I have been a student of Wing Chun Kung Fu for about four years. The beauty of the art is in its simplicity; only a few guiding principles, but able to be applied to any combat situation in any number of combinations. What has surprised me the most, however, is how I have adopted these principles in my professional life.

Wing Chun strips away all the fancy Hollywood moves and finds the most direct and effective route to land strikes. For example, we never kick above the waist; kicking someone in the head makes as much sense as punching someone in the foot. Our punches are always targeted to the spot on the opponent closest to us, delivered in a straight line (which is shorter than the arc a hook takes), often to the head where maximum damage is inflicted with minimal wasted energy.

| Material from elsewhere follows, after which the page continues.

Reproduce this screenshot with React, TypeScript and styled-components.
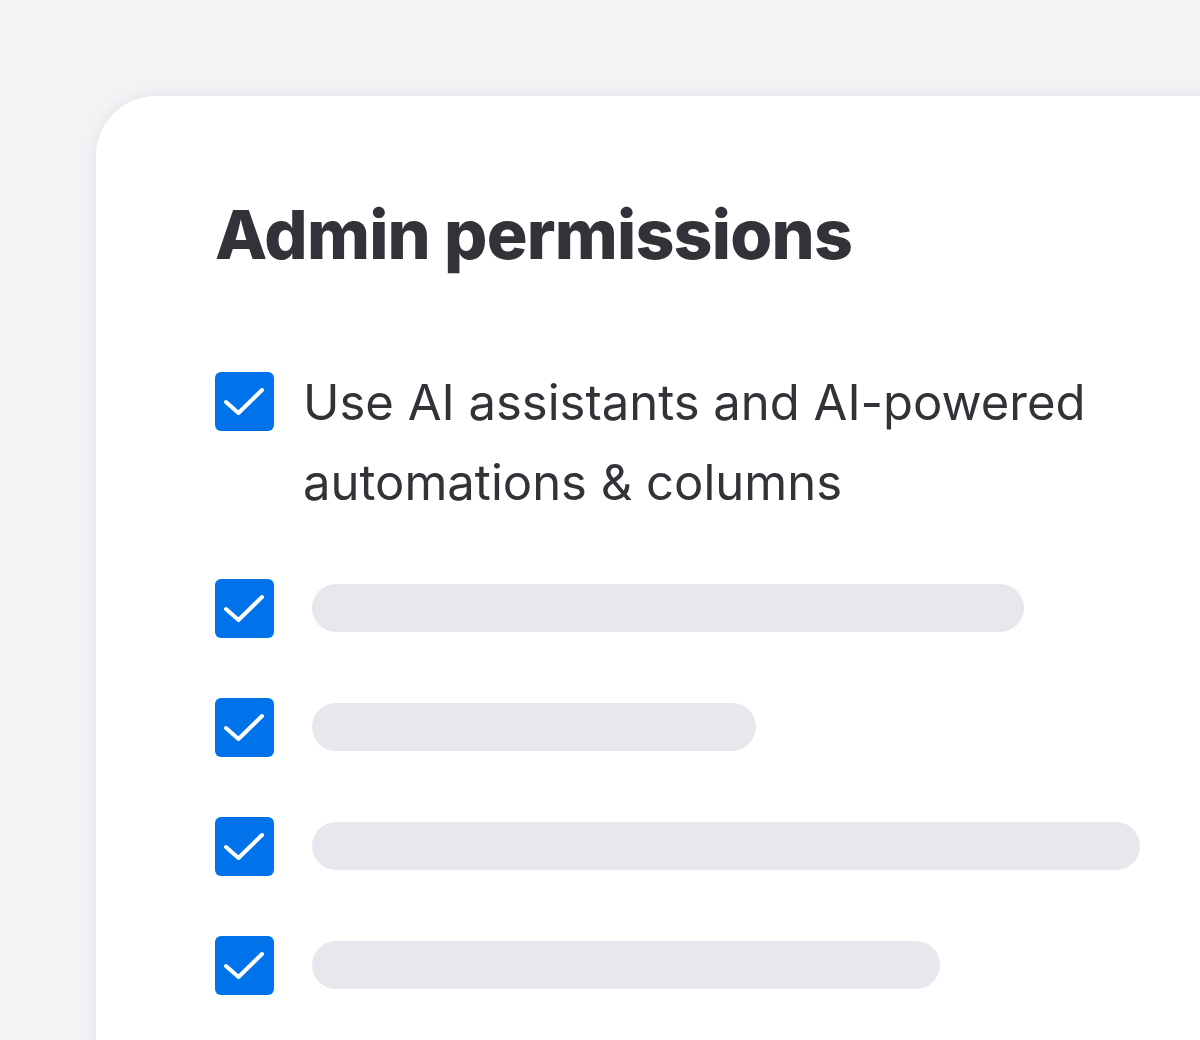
import React from "react";
import styled, { createGlobalStyle } from "styled-components";

const Global = createGlobalStyle`
  html, body { margin: 0; padding: 0; background: #f2f3f5; }
  body { width: 1200px; height: 1040px; overflow: hidden; }
`;

const Page = styled.div`
  width: 1200px;
  height: 1040px;
  box-sizing: border-box;
  padding: 96px 0 0 96px;
  overflow: hidden;
  background: #f2f3f5;
`;

const Card = styled.div`
  width: 1200px;
  height: 1000px;
  box-sizing: border-box;
  background: #ffffff;
  border-radius: 60px 0 0 0;
  box-shadow: 0 0 16px rgba(30, 35, 60, 0.07);
  padding: 96px 0 0 119px;
  color: #323338;
`;

const Title = styled.h1`
  margin: 0;
  font-family: Inter, sans-serif;
  font-weight: 800;
  font-size: 68px;
  line-height: 84px;
  letter-spacing: -0.8px;
  color: #323338;
`;

const List = styled.div`
  display: flex;
  flex-direction: column;
  margin-top: 96px;
`;

const Row = styled.div<{ $gap: number }>`
  display: flex;
  align-items: flex-start;
  gap: 29px;
  margin-bottom: ${(p) => p.$gap}px;
`;

const Box = styled.div`
  flex: 0 0 auto;
  width: 59px;
  height: 59px;
  border-radius: 6px;
  background: #0073ea;
  display: flex;
  align-items: center;
  justify-content: center;
`;

const Label = styled.div`
  font-family: Inter, sans-serif;
  font-size: 49px;
  font-weight: 400;
  line-height: 80px;
  margin-top: -9px;
  color: #323338;
  max-width: 820px;
`;

const Bar = styled.div<{ $w: number }>`
  width: ${(p) => p.$w}px;
  height: 48px;
  border-radius: 24px;
  background: #e7e8ed;
  margin: 5px 0 0 9px;
`;

const Check = () => (
  <svg width="59" height="59" viewBox="0 0 59 59" fill="none">
    <path d="M11 30 L23.5 41 L47 18" stroke="#fff" strokeWidth="4" strokeLinecap="round" strokeLinejoin="round" />
  </svg>
);

const bars = [712, 444, 828, 628];

export default function App() {
  return (
    <>
      <Global />
      <Page>
        <Card>
          <Title>Admin permissions</Title>
          <List>
            <Row $gap={56}>
              <Box><Check /></Box>
              <Label>Use AI assistants and AI-powered automations &amp; columns</Label>
            </Row>
            {bars.map((w, i) => (
              <Row key={i} $gap={60}>
                <Box><Check /></Box>
                <Bar $w={w} />
              </Row>
            ))}
          </List>
        </Card>
      </Page>
    </>
  );
}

Wing Chun Kung FuIn life, we are so polluted with distractions and excess, sometimes the work day seems to go by with a lot of busyness but nothing to show for. By attacking problems head-on and ignoring the fancy forms or high kicks, we can effectively find the shortest way to get things done with maximum effect and minimal effort; that is Wing Chun efficiency at its finest.

For example, email constantly puts us under attack with its constant striking. I have learned to strike back immediately and never twice. I make it a practice to handle email with one motion, which is read-consider-decide. I try never to read an email twice or leave it lingering in my inbox, to be considered over and over again.  The biggest upside is that I attack my email at times when it is efficient for me to handle it in one move. If I honestly cannot solve the task in that moment, I strike back by moving it into a ‘pending task’ folder.  I attack this folder usually once a day. The result is that I parry the continuous attacks that come in my inbox all day. I am never overwhelmed and rarely feel unproductive as a result.

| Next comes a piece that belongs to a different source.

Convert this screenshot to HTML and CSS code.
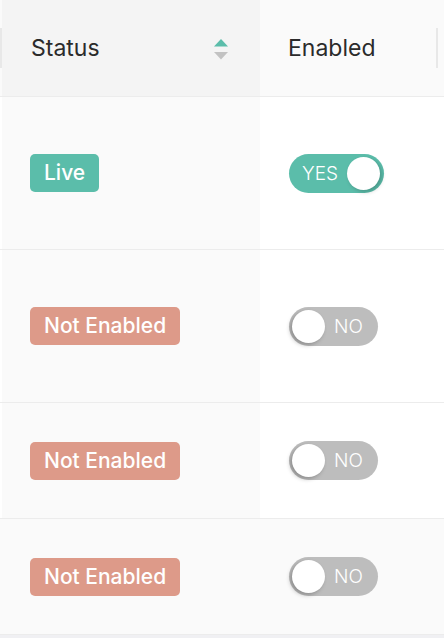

The guiding principles above work together to culminate in one of Wing Chun’s highest levels of mastery: simultaneously blocking and striking in one movement. I remember learning this in combat several years ago, then going home and applying the same concept to my Excel spreadsheets. I Googled how to create a simple macro to take care of three steps in copying, selecting, and pasting each new row with existing data from several spreadsheets; this one step saved me several hundred in the long run.

In combat, no opponent is the same, and Wing Chun teaches you how to adapt using guiding principles instead of memorized forms. Living out these concepts in combat and in life allows for the mind, body, and spirit to act as one, always finding the most effective ways to be efficient.

What have you used from your martial arts training that you can apply and teach others in the combat of daily business? What other leadership lessons have you gleaned from unexpected places?